Though the triumph over Hitler is treasured here as an unvarnished achievement, others see it differently. President Bush has been trying to get Putin to acknowledge some of the darker wartime actions by the Soviet Union, such as its postwar occupation of the neighboring Baltic nations. Before coming to Moscow, President Bush traveled to Latvia to deliver that message pointedly and in person.
"What President Bush has said in Latvia and elsewhere is that it's in the interest of the Russian people to have strong democratic countries on her borders because strong democratic countries are peaceful countries," Bartlett told Early Show co-anchor Harry Smith. "These are important, universal principles that President Bush has shared privately as well as publicly."
Putin echoed the friendship between the two presidents in an exclusive interview with Mike Wallace on CBS News 60 Minutes.

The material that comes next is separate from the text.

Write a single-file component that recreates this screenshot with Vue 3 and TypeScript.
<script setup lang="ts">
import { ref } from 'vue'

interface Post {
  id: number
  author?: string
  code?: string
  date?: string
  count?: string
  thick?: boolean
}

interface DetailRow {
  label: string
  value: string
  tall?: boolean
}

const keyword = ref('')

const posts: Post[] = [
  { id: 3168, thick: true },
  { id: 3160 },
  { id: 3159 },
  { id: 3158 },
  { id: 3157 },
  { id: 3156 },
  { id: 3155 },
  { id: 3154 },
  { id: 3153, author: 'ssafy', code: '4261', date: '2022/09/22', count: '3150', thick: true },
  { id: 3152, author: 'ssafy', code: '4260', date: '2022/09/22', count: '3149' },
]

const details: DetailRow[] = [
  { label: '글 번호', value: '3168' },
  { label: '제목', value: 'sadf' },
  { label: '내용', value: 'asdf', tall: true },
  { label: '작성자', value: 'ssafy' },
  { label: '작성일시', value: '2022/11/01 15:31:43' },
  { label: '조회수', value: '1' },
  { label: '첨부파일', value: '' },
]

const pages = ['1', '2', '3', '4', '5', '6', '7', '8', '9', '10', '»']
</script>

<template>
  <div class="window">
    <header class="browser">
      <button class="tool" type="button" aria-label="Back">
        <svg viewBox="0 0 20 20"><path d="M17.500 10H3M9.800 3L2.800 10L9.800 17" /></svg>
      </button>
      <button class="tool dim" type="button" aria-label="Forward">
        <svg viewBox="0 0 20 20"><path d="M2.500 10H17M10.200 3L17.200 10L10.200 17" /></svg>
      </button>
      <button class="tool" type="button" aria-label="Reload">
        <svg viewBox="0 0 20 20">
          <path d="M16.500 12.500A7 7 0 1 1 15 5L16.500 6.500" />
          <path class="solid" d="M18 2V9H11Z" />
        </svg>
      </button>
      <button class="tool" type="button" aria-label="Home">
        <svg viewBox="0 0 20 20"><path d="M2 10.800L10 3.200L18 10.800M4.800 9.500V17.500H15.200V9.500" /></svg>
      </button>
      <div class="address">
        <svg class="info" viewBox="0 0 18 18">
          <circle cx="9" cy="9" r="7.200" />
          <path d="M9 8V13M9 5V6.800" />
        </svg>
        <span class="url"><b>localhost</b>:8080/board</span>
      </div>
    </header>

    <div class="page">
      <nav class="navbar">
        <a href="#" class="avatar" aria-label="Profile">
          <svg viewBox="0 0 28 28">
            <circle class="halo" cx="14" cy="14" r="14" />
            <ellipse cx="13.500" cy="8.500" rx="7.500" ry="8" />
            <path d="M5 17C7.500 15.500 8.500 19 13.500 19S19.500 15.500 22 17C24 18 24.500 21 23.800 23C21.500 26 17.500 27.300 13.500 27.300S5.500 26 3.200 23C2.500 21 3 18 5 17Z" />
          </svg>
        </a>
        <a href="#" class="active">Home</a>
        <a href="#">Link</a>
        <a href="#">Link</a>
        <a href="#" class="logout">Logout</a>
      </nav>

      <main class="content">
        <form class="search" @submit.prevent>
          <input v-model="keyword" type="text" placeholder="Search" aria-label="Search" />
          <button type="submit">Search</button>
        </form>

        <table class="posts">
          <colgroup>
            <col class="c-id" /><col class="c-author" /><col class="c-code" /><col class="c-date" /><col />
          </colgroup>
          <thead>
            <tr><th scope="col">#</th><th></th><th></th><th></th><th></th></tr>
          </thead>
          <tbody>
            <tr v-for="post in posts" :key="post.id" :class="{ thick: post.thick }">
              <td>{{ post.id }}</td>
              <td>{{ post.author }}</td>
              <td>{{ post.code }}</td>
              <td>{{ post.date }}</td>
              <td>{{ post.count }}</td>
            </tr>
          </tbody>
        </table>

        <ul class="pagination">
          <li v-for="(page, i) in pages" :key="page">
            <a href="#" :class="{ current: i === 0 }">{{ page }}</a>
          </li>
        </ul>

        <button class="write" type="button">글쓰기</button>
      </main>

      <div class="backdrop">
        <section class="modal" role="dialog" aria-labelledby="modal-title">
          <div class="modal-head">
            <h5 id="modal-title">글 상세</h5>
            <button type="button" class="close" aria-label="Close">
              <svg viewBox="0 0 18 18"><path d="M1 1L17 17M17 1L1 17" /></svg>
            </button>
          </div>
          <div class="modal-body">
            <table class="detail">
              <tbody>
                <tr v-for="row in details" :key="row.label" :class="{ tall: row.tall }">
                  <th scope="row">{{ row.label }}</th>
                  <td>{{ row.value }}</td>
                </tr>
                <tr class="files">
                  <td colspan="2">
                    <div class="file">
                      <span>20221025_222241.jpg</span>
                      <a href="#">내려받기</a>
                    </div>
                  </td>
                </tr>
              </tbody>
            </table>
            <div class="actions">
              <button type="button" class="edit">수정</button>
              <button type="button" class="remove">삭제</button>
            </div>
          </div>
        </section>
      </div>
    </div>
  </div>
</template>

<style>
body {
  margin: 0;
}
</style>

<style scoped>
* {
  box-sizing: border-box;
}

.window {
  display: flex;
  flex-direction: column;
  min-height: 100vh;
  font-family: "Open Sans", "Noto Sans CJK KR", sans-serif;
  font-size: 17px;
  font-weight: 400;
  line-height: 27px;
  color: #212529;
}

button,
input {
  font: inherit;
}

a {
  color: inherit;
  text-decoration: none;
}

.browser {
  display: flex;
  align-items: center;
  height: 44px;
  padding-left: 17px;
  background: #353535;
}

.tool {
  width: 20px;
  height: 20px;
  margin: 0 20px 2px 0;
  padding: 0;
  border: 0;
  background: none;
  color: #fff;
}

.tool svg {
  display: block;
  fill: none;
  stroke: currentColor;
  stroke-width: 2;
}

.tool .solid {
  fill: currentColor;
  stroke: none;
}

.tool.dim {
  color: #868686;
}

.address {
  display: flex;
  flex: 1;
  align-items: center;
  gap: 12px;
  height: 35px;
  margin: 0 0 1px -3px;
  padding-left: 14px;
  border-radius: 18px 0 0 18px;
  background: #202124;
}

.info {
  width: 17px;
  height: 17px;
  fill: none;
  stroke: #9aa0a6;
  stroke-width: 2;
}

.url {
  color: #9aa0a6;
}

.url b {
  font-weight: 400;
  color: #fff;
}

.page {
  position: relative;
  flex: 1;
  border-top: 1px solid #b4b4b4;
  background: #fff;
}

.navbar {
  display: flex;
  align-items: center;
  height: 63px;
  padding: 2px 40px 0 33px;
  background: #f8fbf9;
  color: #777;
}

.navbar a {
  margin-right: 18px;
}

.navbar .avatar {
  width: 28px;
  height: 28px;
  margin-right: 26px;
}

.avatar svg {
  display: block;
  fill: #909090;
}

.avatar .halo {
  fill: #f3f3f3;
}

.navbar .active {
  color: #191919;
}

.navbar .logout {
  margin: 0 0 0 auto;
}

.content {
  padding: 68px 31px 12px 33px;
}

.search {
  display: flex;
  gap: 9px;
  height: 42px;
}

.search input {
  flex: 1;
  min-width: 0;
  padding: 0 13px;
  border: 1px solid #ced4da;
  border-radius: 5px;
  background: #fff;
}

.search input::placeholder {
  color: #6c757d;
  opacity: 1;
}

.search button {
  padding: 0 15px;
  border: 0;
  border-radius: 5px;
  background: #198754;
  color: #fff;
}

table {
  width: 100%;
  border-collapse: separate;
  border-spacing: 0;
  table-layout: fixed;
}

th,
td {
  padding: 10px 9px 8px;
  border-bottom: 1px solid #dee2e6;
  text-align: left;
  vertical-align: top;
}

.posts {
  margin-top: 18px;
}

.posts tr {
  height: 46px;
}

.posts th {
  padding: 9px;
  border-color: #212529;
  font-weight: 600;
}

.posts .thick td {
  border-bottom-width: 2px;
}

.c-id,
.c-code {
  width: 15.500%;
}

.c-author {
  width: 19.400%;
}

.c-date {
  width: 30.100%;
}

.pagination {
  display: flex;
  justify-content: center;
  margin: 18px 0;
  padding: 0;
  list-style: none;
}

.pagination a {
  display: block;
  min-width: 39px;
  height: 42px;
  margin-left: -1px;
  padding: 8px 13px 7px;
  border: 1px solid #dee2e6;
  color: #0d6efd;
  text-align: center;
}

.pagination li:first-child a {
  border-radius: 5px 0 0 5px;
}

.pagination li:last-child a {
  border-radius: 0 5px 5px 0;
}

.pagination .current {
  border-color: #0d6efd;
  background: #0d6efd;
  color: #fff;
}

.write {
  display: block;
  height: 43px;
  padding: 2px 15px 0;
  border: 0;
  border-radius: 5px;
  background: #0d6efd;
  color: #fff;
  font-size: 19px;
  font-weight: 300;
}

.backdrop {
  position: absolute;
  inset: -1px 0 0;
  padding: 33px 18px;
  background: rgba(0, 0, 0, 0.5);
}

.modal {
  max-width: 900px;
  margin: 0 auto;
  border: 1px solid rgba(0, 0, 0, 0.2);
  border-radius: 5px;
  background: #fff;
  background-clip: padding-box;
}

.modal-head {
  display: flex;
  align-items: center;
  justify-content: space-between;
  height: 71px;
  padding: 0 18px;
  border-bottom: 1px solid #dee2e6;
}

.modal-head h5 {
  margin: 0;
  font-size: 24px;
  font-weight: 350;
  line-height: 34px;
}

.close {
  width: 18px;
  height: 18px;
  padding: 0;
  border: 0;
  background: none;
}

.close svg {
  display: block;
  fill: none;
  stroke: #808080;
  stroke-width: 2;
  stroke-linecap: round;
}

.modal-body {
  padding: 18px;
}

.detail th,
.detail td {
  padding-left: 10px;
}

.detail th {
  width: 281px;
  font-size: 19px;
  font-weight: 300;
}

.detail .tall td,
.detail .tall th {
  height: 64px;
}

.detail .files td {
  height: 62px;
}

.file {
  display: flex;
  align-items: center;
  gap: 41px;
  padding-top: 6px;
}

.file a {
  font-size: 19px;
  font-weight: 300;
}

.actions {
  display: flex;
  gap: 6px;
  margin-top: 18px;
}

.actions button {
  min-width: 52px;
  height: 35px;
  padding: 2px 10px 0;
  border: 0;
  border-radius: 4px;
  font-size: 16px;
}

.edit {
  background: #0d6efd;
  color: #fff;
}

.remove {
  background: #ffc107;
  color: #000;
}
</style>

"When he [Mr. Bush] looked into your eyes and saw your soul. What about you?" Wallace asked. "Did you see his?"
"He impressed me as a reliable person," says Putin, who adds that he still feels that way. "You know that we have different views on some things, but my first impression was correct. He is a truly reliable person who does what he says he will do."
Putin, however, has disagreed with Mr. Bush about his decision to go into Iraq. "I thought that was a mistake and told him so," says Putin. "But he is the president of the United States, and he’s the one who makes the decision."
In Mr. Bush’s defense, Putin said everyone believed Saddam Hussein had weapons of mass destruction. Nonetheless, Putin still thinks the Iraq war may have been Mr. Bush’s biggest blunder.
"Democracy cannot be exported to some other place. This must be a product of internal domestic development in a society," says Putin. "But if the U.S. were to leave and abandon Iraq without establishing the grounds for a united country, that would definitely be a second mistake."
Mr. Bush next heads to Georgia, a trip which the White House says is a chance to praise rising pro-democracy sentiment in the former Soviet sphere — a movement that Georgians proudly claim to have started with their peaceful 2003 Rose Revolution that brought the pro-Western Saakashvili to power.